Conversion to explicit types allows you to use array expressions in accessing array elements in query statements (variant types require using Cast).

Example:

[223423,-343.8e7,null,"3.14"]

Following pattern attempts converting all array elements to DOUBLE, with output set to ARRAY:

1
JSON_ARRAY{ DOUBLE }(typed=true):double_arr

The result (double-click on the resultset row to see the details).

name value type
double_arr[0] 223423.0 DOUBLE
double_arr[1] -3.438E9 DOUBLE
double_arr[2] NULL DOUBLE
double_arr[3] 3.14D DOUBLE

Parsing Large Arrays

Sometimes you may encounter datasets, where Json formatted records are members of an array. Attempting to parse such datasets using JSON_ARRAY makes no sense because:

  • you want to get records as rows in a resultset, but JSON_ARRAY returns one array object
  • the overall size most likely exceeds the capacity of JSON_ARRAY (even when using maxlen configuration parameter)

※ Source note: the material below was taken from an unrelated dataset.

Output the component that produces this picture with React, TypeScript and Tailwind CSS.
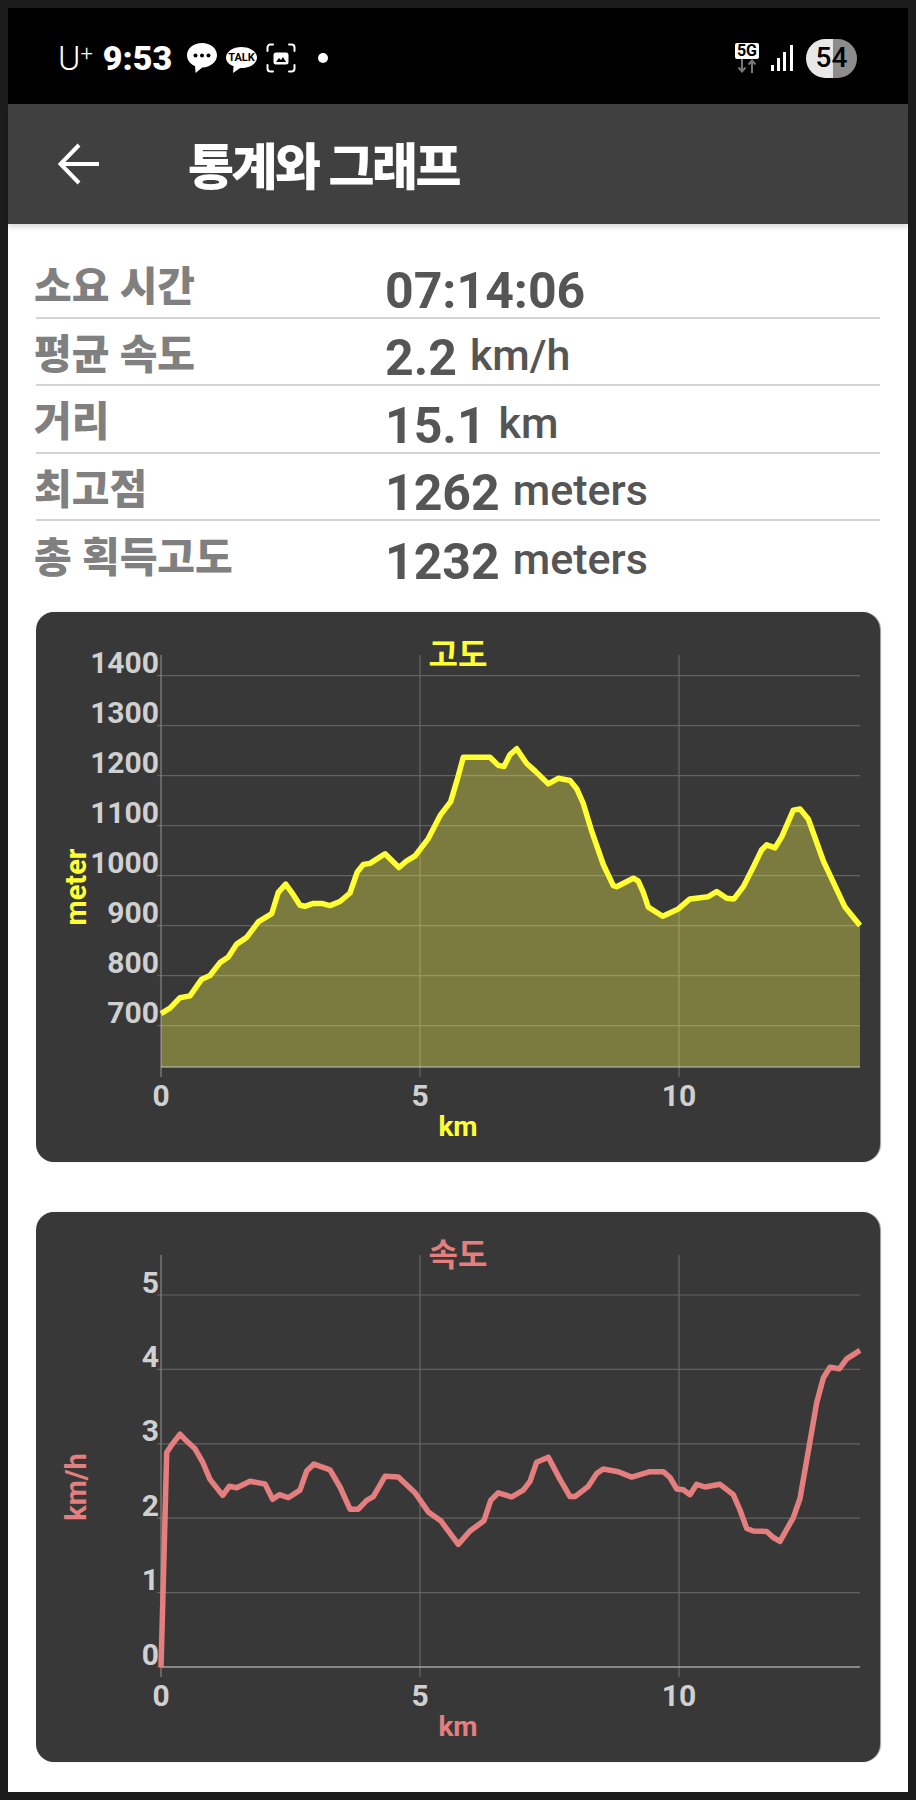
const toPage = (pts: number[][], ox: number, oy: number, sy: number) =>
  pts.map(([x, y]) => [ox + x / 3, oy + y / sy])

// traced from the track, page px
const elevationLine = [
  ...toPage(
    [[423,1118],[450,1103],[480,1075],[510,1070],[545,1025],[570,1015],[600,980],[625,965],[650,930],[680,912],[715,870],[755,848],[775,790],[797,768],[815,790],[840,825],[855,828],[880,820],[905,820],[930,826],[960,815],[990,792],[1012,735],[1030,715],[1050,712],[1095,686],[1137,723],[1160,705],[1185,692],[1225,645],[1262,580],[1292,545],[1312,485],[1330,425]],
    20, 600, 2.703,
  ),
  ...toPage(
    [[10,425],[90,425],[115,447],[132,450],[150,418],[170,402],[200,442],[225,462],[265,497],[295,482],[330,488],[350,510],[370,550],[395,625],[430,715],[460,772],[470,775],[520,752],[535,760],[550,790],[565,830],[608,855],[655,835],[690,808],[745,802],[770,788],[800,806],[822,808],[850,775],[880,722],[905,675],[920,662],[945,670],[965,640],[1000,568],[1020,565],[1045,592],[1090,705],[1155,830],[1200,880]],
    460, 600, 2.703,
  ),
].map(([x, y]) => [x - 36, y - 612])

const speedLine = [
  ...toPage(
    [[423,1221],[430,1000],[436,800],[440,660],[455,640],[480,612],[500,630],[525,650],[548,685],[570,730],[608,772],[628,748],[650,752],[690,735],[735,742],[758,782],[778,770],[805,778],[840,758],[860,708],[882,690],[930,705],[960,750],[990,808],[1015,808],[1040,785],[1060,775],[1095,722],[1135,724],[1185,765],[1225,815],[1262,838],[1315,900]],
    20, 1200, 2.613,
  ),
  ...toPage(
    [[30,865],[72,838],[92,785],[115,765],[155,776],[190,758],[210,735],[230,685],[265,672],[300,730],[330,775],[345,775],[385,748],[410,715],[430,703],[475,710],[515,724],[570,710],[610,710],[630,725],[650,755],[670,757],[690,770],[710,743],[735,750],[780,743],[820,770],[840,810],[860,858],[880,865],[920,866],[940,882],[960,892],[1000,830],[1020,780],[1040,680],[1070,530],[1090,465],[1110,437],[1138,441],[1160,415],[1200,393]],
    460, 1200, 2.613,
  ),
].map(([x, y]) => [x - 36, y - 1212])

const stats = [
  { label: '소요 시간', value: '07:14:06' },
  { label: '평균 속도', value: '2.2', unit: 'km/h' },
  { label: '거리', value: '15.1', unit: 'km' },
  { label: '최고점', value: '1262', unit: 'meters' },
  { label: '총 획득고도', value: '1232', unit: 'meters' },
]

const LEFT = 125
const RIGHT = 824
const TOP = 43
const BOTTOM = 455

interface ChartProps {
  title: string
  yTitle: string
  color: string
  line: number[][]
  yTicks: { label: string; y: number }[]
  area?: boolean
  className?: string
}

function Chart({ title, yTitle, color, line, yTicks, area, className }: ChartProps) {
  const pts = line.map(([x, y]) => `${x.toFixed(1)},${y.toFixed(1)}`).join(' ')
  return (
    <div className={`rounded-[18px] bg-[#383838] shadow-[1px_0_1px_#9a9a9a] ${className ?? ''}`}>
      <svg width="844" height="550" className="block">
        {yTicks.map((t) => (
          <line key={t.label} x1={LEFT - 4} x2={RIGHT} y1={t.y} y2={t.y} stroke="#626262" strokeWidth="1.2" />
        ))}
        {[384, 643].map((x) => (
          <line key={x} x1={x} x2={x} y1={TOP} y2={BOTTOM + 10} stroke="#686868" strokeWidth="1.2" />
        ))}
        <line x1={LEFT} x2={LEFT} y1={TOP} y2={BOTTOM + 10} stroke="#888888" strokeWidth="1.2" />
        {area && (
          <polygon points={`${LEFT},${BOTTOM} ${pts} ${RIGHT},${BOTTOM}`} fill="#ffff50" fillOpacity="0.34" />
        )}
        <line x1={LEFT} x2={RIGHT} y1={BOTTOM} y2={BOTTOM} stroke="#c4c4c4" strokeWidth="1.2" />
        <polyline points={pts} fill="none" stroke={color} strokeWidth="5.5" strokeLinejoin="round" />

        {yTicks.map((t) => (
          <text key={t.label} x={LEFT - 2} y={t.y - 2.5} textAnchor="end" fontSize="30" fontWeight="700" fill="#d0d0d0">
            {t.label}
          </text>
        ))}
        {[
          { label: '0', x: LEFT },
          { label: '5', x: 384 },
          { label: '10', x: 643 },
        ].map((t) => (
          <text key={t.label} x={t.x} y="494" textAnchor="middle" fontSize="30" fontWeight="700" fill="#d0d0d0">
            {t.label}
          </text>
        ))}
        <text x="422" y="54" textAnchor="middle" fontSize="32" fontWeight="700" fill={color}>
          {title}
        </text>
        <text x="422" y="524" textAnchor="middle" fontSize="28" fontWeight="700" fill={color}>
          km
        </text>
        <text
          transform="translate(50 275) rotate(-90)"
          textAnchor="middle"
          fontSize="29"
          fontWeight="700"
          fill={color}
        >
          {yTitle}
        </text>
      </svg>
    </div>
  )
}

function StatusIcons() {
  return (
    <div className="flex items-center">
      <svg width="30" height="30" viewBox="0 0 30 30" className="ml-[15px]">
        <path d="M15 0C6.7 0 0 5.4 0 12.2c0 4.8 3.3 8.9 8 10.9L8.6 30l6.6-5.6C23.4 24.3 30 19 30 12.2 30 5.4 23.3 0 15 0z" fill="#fff" />
        <circle cx="8.5" cy="12.5" r="2" fill="#000" />
        <circle cx="15" cy="12.5" r="2" fill="#000" />
        <circle cx="21.5" cy="12.5" r="2" fill="#000" />
      </svg>
      <svg width="31" height="26" viewBox="0 0 31 26" className="ml-[9px] mt-[3px]">
        <path d="M15.5 0C7 0 0 4.8 0 10.5 0 14.4 3 17.6 7.6 19.3L7 26l7.2-5H15.5C24 21 31 16.200 31 10.5 31 4.800 24 0 15.500 0z" fill="#fff" />
        <text x="15.500" y="14" textAnchor="middle" fontSize="11" fontWeight="700" fill="#000">
          TALK
        </text>
      </svg>
      <svg width="30" height="30" viewBox="0 0 30 30" fill="none" className="ml-[9px]">
        <path d="M7 1.500H4.500a3 3 0 0 0-3 3V8M23 1.500h2.500a3 3 0 0 1 3 3V8M7 28.500H4.500a3 3 0 0 1-3-3V22M23 28.500h2.500a3 3 0 0 0 3-3V22" stroke="#fff" strokeWidth="2" strokeLinecap="round" />
        <rect x="7.500" y="9.500" width="15" height="12" rx="2.500" fill="#fff" />
        <path d="M10 19l3-4 2 2 2-3 3 5z" fill="#000" />
      </svg>
      <div className="ml-[22px] h-[10px] w-[10px] rounded-full bg-white" />
    </div>
  )
}

export default function App() {
  return (
    <div className="h-[1800px] w-[916px] bg-[#1c1c1c] p-2 font-['Roboto','Noto_Sans_CJK_KR',sans-serif]">
      <div className="flex h-[1784px] flex-col bg-white">
        <div className="flex h-[96px] items-center justify-between bg-black pt-[4px] pl-[50px] pr-[51px]">
          <div className="flex items-center text-white">
            <span className="text-[34px] leading-none font-light">
              U<span className="align-[9px] text-[22px]">+</span>
            </span>
            <span className="ml-[10px] text-[34px] leading-none font-black">9:53</span>
            <StatusIcons />
          </div>
          <div className="flex items-center">
            <div className="flex flex-col items-center">
              <div className="rounded-[2px] bg-white px-[2px] text-[16px] leading-[16px] font-bold text-black">5G</div>
              <svg width="20" height="14" viewBox="0 0 20 14" fill="none" stroke="#777" strokeWidth="2">
                <path d="M5 0v12M1.500 8.500L5 12.500l3.500-4M15 14V2M11.500 5.500L15 1.500l3.500 4" />
              </svg>
            </div>
            <svg width="22" height="26" viewBox="0 0 22 26" fill="#fff" className="ml-[12px]">
              <rect x="0" y="20" width="3" height="6" />
              <rect x="6" y="13" width="3" height="13" />
              <rect x="12" y="7" width="3" height="19" />
              <rect x="19" y="0" width="3" height="26" />
            </svg>
            <div className="relative ml-[13px] flex h-[39px] w-[51px] items-center justify-center overflow-hidden rounded-full bg-[linear-gradient(90deg,#e8e8e8_53%,#8c8c8c_53%)] text-[28px] font-medium text-black">
              54
            </div>
          </div>
        </div>

        <div className="flex h-[120px] items-center bg-[#404040] pl-[50px] shadow-[0_3px_5px_rgba(0,0,0,0.15)]">
          <svg width="42" height="42" viewBox="0 0 42 42" fill="none" stroke="#fff" strokeWidth="4">
            <path d="M41 21H3M21 2L2.500 21 21 40" />
          </svg>
          <span className="ml-[88px] pt-[7px] text-[50px] leading-none font-black tracking-[-2.5px] text-white">통계와 그래프</span>
        </div>

        <div className="flex flex-col px-7 pt-[27px]">
          <div>
            {stats.map((s, i) => (
              <div
                key={s.label}
                className={`flex h-[67.500px] items-center ${i < stats.length - 1 ? 'border-b-2 border-[#d4d4d4]' : ''}`}
              >
                <span className="-ml-[2px] w-[351px] pt-[8px] text-[41px] leading-none font-black text-[#808080]">{s.label}</span>
                <span className="pt-[14px] text-[50px] leading-none font-bold text-[#555555]">
                  {s.value}
                  {s.unit && <span className="ml-[13px] align-[5px] text-[43px] font-medium">{s.unit}</span>}
                </span>
              </div>
            ))}
          </div>
          <Chart
            className="mt-[23px]"
            title="고도"
            yTitle="meter"
            color="#ffff33"
            line={elevationLine}
            area
            yTicks={['1400', '1300', '1200', '1100', '1000', '900', '800', '700'].map((label, i) => ({
              label,
              y: 63.7 + i * 50,
            }))}
          />
          <Chart
            className="mt-[50px]"
            title="속도"
            yTitle="km/h"
            color="#e57e7e"
            line={speedLine}
            yTicks={['5', '4', '3', '2', '1', '0'].map((label, i) => ({ label, y: 83 + i * 74.4 }))}
          />
        </div>
      </div>
    </div>
  )
}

Instead, you should threat such datasets as a list of JSON objects separated by a comma and ignore the square brackets of enclosing array.

Important

It is highly recommended using JSON object semantic validation to define the array member object. This avoids unmatched objects near the border of chunks of input data. [1]

Example. Consider an array with a large number of JSON objects as elements:

[{"id":"1","a":[3,6],"b":{"foo":"bar"}},{"id":"2","a":[30,2673,1]},{"id":"256000","a":[256,1193,2],"b":{"foo":"nobar"}}]

Following pattern parses Json object records by ignoring the encapsulating array.

1
2
3
(BOF '[')?
JSON_OBJECT{INT+:id}(greedy='others'):record ','?
(']' EOF)?

where:

  1. Matches opening square brackets at the beginning of the file. The sequence is made optional, to allow pattern match for bytes in the middle of a file.
  2. Extracts Json object to resultset field record, followed by a comma (optional since the last object has no trailing comma). Note that the id is made mandatory to avoid data loss [1]. Other members are extracted automatically into others field.
  3. Matches closing brackets at the end of a file. The sequence is made optional, to allow pattern match for bytes in the middle of a file.

Result:

record _unmatched
{id=1 others={‘a’:[3,6],’b’:{‘foo’:’bar’}}} NULL
{id=2 others={‘a’:[30,2673,1]}} NULL
 
{id=256000 others={‘a’:[256,1193,2],’b’:{‘foo’:’nobar’}}} NULL
[1](1, 2)

SpectX splits input data into 64Mb chunks and processes them in parallel. To guarantee non-duplication of parsed fields the pattern must match the smallest size of data block within its maximum length. I.e - a pattern which matches data block of certain size must not match a smaller data block inside it.

This condition is almost always satisfied, except when JSON is used in automatic extraction mode, either alone (when parsing Concatenated JSON) or with optional matchers (comma-separated list of JSON objects). Then the pattern may also match embedded objects within a JSON object.

To avoid this happening use JSON object semantic validation - to distinguish the largest extracted JSON object from its embedded objects, declare a minimum set of its top-level members as mandatory. The rest of the members can be extracted automatically by specifying greedy parameter to JSON matcher. See the example above.